• **Challenge**:
Write out every entry, unchanged. Skip any picture.

• **Recorded data**:
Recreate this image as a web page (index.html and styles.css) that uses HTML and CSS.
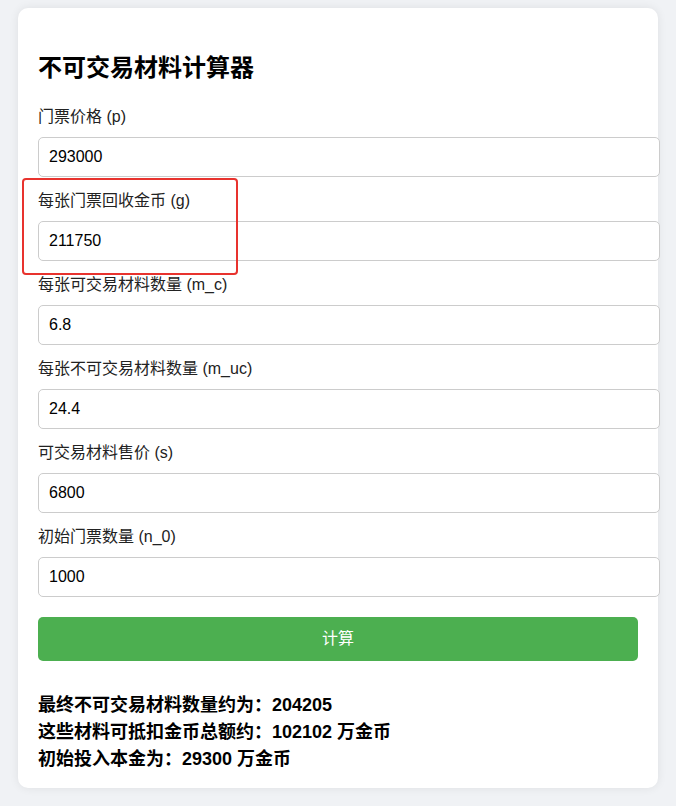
FILE: index.html
```html
<!DOCTYPE html>
<html lang="zh-CN">
<head>
<meta charset="utf-8">
<title>不可交易材料计算器</title>
<link rel="stylesheet" href="styles.css">
</head>
<body>
<div class="card">
  <h2 class="title">不可交易材料计算器</h2>
  <div class="group">
    <label class="label" for="p">门票价格 (p)</label>
    <input class="field" id="p" type="text" value="293000">
  </div>
  <div class="group highlighted">
    <label class="label" for="g">每张门票回收金币 (g)</label>
    <input class="field" id="g" type="text" value="211750">
    <div class="mark"></div>
  </div>
  <div class="group">
    <label class="label" for="mc">每张可交易材料数量 (m_c)</label>
    <input class="field" id="mc" type="text" value="6.8">
  </div>
  <div class="group">
    <label class="label" for="muc">每张不可交易材料数量 (m_uc)</label>
    <input class="field" id="muc" type="text" value="24.4">
  </div>
  <div class="group">
    <label class="label" for="s">可交易材料售价 (s)</label>
    <input class="field" id="s" type="text" value="6800">
  </div>
  <div class="group">
    <label class="label" for="n0">初始门票数量 (n_0)</label>
    <input class="field" id="n0" type="text" value="1000">
  </div>
  <button class="btn" type="button">计算</button>
  <div class="result">
    <div>最终不可交易材料数量约为：204205</div>
    <div>这些材料可抵扣金币总额约：102102 万金币</div>
    <div>初始投入本金为：29300 万金币</div>
  </div>
</div>
</body>
</html>
```
FILE: styles.css
```css
html, body {
  margin: 0;
  padding: 0;
}
body {
  background: #f0f2f5;
  padding: 8px;
  font-family: "Liberation Sans", Arial, "Noto Sans CJK SC", sans-serif;
  color: #000;
}
.card {
  position: relative;
  max-width: 600px;
  margin: 0 auto;
  padding: 20px 20px 15px;
  background: #fff;
  border-radius: 10px;
  box-shadow: 0 0 10px rgba(0, 0, 0, 0.08);
}
.title {
  margin: 24px 0 22px;
  font-size: 24px;
  line-height: 31px;
  font-weight: bold;
}
.group {
  position: relative;
  margin-bottom: 12px;
}
.label {
  display: block;
  font-size: 16px;
  line-height: 24px;
  margin-bottom: 8px;
  color: #222;
}
.field {
  display: block;
  width: 100%;
  padding: 10px;
  margin: 0;
  border: 1px solid #ccc;
  border-radius: 5px;
  font-family: "Liberation Sans", Arial, "Noto Sans CJK SC", sans-serif;
  font-size: 16px;
  line-height: 18px;
  height: 18px;
  color: #000;
  background: #fff;
  outline: none;
}
.mark {
  position: absolute;
  left: -16px;
  top: -11px;
  width: 212px;
  height: 93px;
  border: 2px solid #e8332e;
  border-radius: 4px;
  pointer-events: none;
}
.btn {
  display: block;
  width: 100%;
  margin-top: 20px;
  padding: 12px 0;
  border: none;
  border-radius: 5px;
  background: #4caf50;
  color: #fff;
  font-family: "Liberation Sans", Arial, "Noto Sans CJK SC", sans-serif;
  font-size: 16px;
  line-height: 20px;
  cursor: pointer;
}
.result {
  margin-top: 31px;
  font-size: 18px;
  line-height: 27px;
  font-weight: bold;
}
```
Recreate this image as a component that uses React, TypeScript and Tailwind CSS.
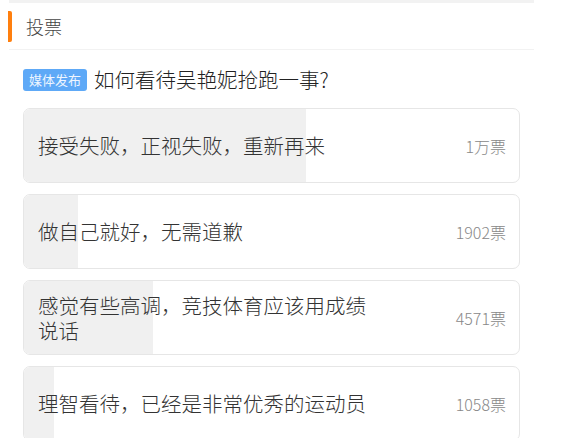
import { FC } from "react";

type Option = {
    text: string
    votes: string
    percent: number
}

const options: Option[] = [
    { text: '接受失败，正视失败，重新再来', votes: '1万票', percent: 57 },
    { text: '做自己就好，无需道歉', votes: '1902票', percent: 11 },
    { text: '感觉有些高调，竞技体育应该用成绩说话', votes: '4571票', percent: 26 },
    { text: '理智看待，已经是非常优秀的运动员', votes: '1058票', percent: 6 },
]

const cjk = { fontFamily: '"Noto Sans CJK SC", "Noto Sans", sans-serif' }

const VoteOption: FC<{ option: Option }> = ({ option }) => {
    return (
        <div className="relative h-[75px] shrink-0 rounded-[7px] border border-[#e6e6e6] overflow-hidden bg-white">
            <div className="absolute left-0 top-0 bottom-0 bg-[#f0f0f0]" style={{ width: `${option.percent}%` }} />
            <div className="relative h-full flex items-center justify-between pl-[14px] pr-[13px]">
                <span className="max-w-[340px] text-[20.5px] leading-[25px] font-light text-[#333]">{option.text}</span>
                <span className="text-[16px] font-light text-[#888]">{option.votes}</span>
            </div>
        </div>
    )
}

const App: FC = () => {
    return (
        <div className="w-[564px] h-[438px] overflow-hidden bg-white" style={cjk}>
            <div className="ml-[9px] w-[525px] h-[3px] bg-[#f2f2f2]" />
            <div className="flex items-center h-[47px] border-b border-[#f2f2f2] ml-[9px] w-[525px]">
                <div className="w-[4px] h-[31px] -ml-[1px] rounded-r-[2px] bg-[#ff7f0e]" />
                <span className="ml-[14px] text-[18px] font-light text-[#444]">投票</span>
            </div>
            <div className="flex items-center mt-[18px] ml-[23px] h-[23px]">
                <span className="flex items-center h-[22px] px-[6px] rounded-[3px] bg-[#5ea9f7] text-[13px] text-[#eef6ff] leading-none">媒体发布</span>
                <span className="ml-[7px] text-[20.5px] font-light text-[#222]">如何看待吴艳妮抢跑一事?</span>
            </div>
            <div className="flex flex-col gap-[11px] mt-[17px] ml-[23px] w-[497px]">
                {options.map((o) => (
                    <VoteOption key={o.text} option={o} />
                ))}
            </div>
        </div>
    );
}

export default App;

• **Worked answer**:
Recreate this image as a web page (index.html and styles.css) that uses HTML and CSS.
FILE: index.html
```html
<!DOCTYPE html>
<html lang="zh-CN">
<head>
<meta charset="utf-8">
<title>不可交易材料计算器</title>
<link rel="stylesheet" href="styles.css">
</head>
<body>
<div class="card">
  <h2 class="title">不可交易材料计算器</h2>
  <div class="group">
    <label class="label" for="p">门票价格 (p)</label>
    <input class="field" id="p" type="text" value="293000">
  </div>
  <div class="group highlighted">
    <label class="label" for="g">每张门票回收金币 (g)</label>
    <input class="field" id="g" type="text" value="211750">
    <div class="mark"></div>
  </div>
  <div class="group">
    <label class="label" for="mc">每张可交易材料数量 (m_c)</label>
    <input class="field" id="mc" type="text" value="6.8">
  </div>
  <div class="group">
    <label class="label" for="muc">每张不可交易材料数量 (m_uc)</label>
    <input class="field" id="muc" type="text" value="24.4">
  </div>
  <div class="group">
    <label class="label" for="s">可交易材料售价 (s)</label>
    <input class="field" id="s" type="text" value="6800">
  </div>
  <div class="group">
    <label class="label" for="n0">初始门票数量 (n_0)</label>
    <input class="field" id="n0" type="text" value="1000">
  </div>
  <button class="btn" type="button">计算</button>
  <div class="result">
    <div>最终不可交易材料数量约为：204205</div>
    <div>这些材料可抵扣金币总额约：102102 万金币</div>
    <div>初始投入本金为：29300 万金币</div>
  </div>
</div>
</body>
</html>
```
FILE: styles.css
```css
html, body {
  margin: 0;
  padding: 0;
}
body {
  background: #f0f2f5;
  padding: 8px;
  font-family: "Liberation Sans", Arial, "Noto Sans CJK SC", sans-serif;
  color: #000;
}
.card {
  position: relative;
  max-width: 600px;
  margin: 0 auto;
  padding: 20px 20px 15px;
  background: #fff;
  border-radius: 10px;
  box-shadow: 0 0 10px rgba(0, 0, 0, 0.08);
}
.title {
  margin: 24px 0 22px;
  font-size: 24px;
  line-height: 31px;
  font-weight: bold;
}
.group {
  position: relative;
  margin-bottom: 12px;
}
.label {
  display: block;
  font-size: 16px;
  line-height: 24px;
  margin-bottom: 8px;
  color: #222;
}
.field {
  display: block;
  width: 100%;
  padding: 10px;
  margin: 0;
  border: 1px solid #ccc;
  border-radius: 5px;
  font-family: "Liberation Sans", Arial, "Noto Sans CJK SC", sans-serif;
  font-size: 16px;
  line-height: 18px;
  height: 18px;
  color: #000;
  background: #fff;
  outline: none;
}
.mark {
  position: absolute;
  left: -16px;
  top: -11px;
  width: 212px;
  height: 93px;
  border: 2px solid #e8332e;
  border-radius: 4px;
  pointer-events: none;
}
.btn {
  display: block;
  width: 100%;
  margin-top: 20px;
  padding: 12px 0;
  border: none;
  border-radius: 5px;
  background: #4caf50;
  color: #fff;
  font-family: "Liberation Sans", Arial, "Noto Sans CJK SC", sans-serif;
  font-size: 16px;
  line-height: 20px;
  cursor: pointer;
}
.result {
  margin-top: 31px;
  font-size: 18px;
  line-height: 27px;
  font-weight: bold;
}
```
Recreate this image as a component that uses React, TypeScript and Tailwind CSS.
import { FC } from "react";

type Option = {
    text: string
    votes: string
    percent: number
}

const options: Option[] = [
    { text: '接受失败，正视失败，重新再来', votes: '1万票', percent: 57 },
    { text: '做自己就好，无需道歉', votes: '1902票', percent: 11 },
    { text: '感觉有些高调，竞技体育应该用成绩说话', votes: '4571票', percent: 26 },
    { text: '理智看待，已经是非常优秀的运动员', votes: '1058票', percent: 6 },
]

const cjk = { fontFamily: '"Noto Sans CJK SC", "Noto Sans", sans-serif' }

const VoteOption: FC<{ option: Option }> = ({ option }) => {
    return (
        <div className="relative h-[75px] shrink-0 rounded-[7px] border border-[#e6e6e6] overflow-hidden bg-white">
            <div className="absolute left-0 top-0 bottom-0 bg-[#f0f0f0]" style={{ width: `${option.percent}%` }} />
            <div className="relative h-full flex items-center justify-between pl-[14px] pr-[13px]">
                <span className="max-w-[340px] text-[20.5px] leading-[25px] font-light text-[#333]">{option.text}</span>
                <span className="text-[16px] font-light text-[#888]">{option.votes}</span>
            </div>
        </div>
    )
}

const App: FC = () => {
    return (
        <div className="w-[564px] h-[438px] overflow-hidden bg-white" style={cjk}>
            <div className="ml-[9px] w-[525px] h-[3px] bg-[#f2f2f2]" />
            <div className="flex items-center h-[47px] border-b border-[#f2f2f2] ml-[9px] w-[525px]">
                <div className="w-[4px] h-[31px] -ml-[1px] rounded-r-[2px] bg-[#ff7f0e]" />
                <span className="ml-[14px] text-[18px] font-light text-[#444]">投票</span>
            </div>
            <div className="flex items-center mt-[18px] ml-[23px] h-[23px]">
                <span className="flex items-center h-[22px] px-[6px] rounded-[3px] bg-[#5ea9f7] text-[13px] text-[#eef6ff] leading-none">媒体发布</span>
                <span className="ml-[7px] text-[20.5px] font-light text-[#222]">如何看待吴艳妮抢跑一事?</span>
            </div>
            <div className="flex flex-col gap-[11px] mt-[17px] ml-[23px] w-[497px]">
                {options.map((o) => (
                    <VoteOption key={o.text} option={o} />
                ))}
            </div>
        </div>
    );
}

export default App;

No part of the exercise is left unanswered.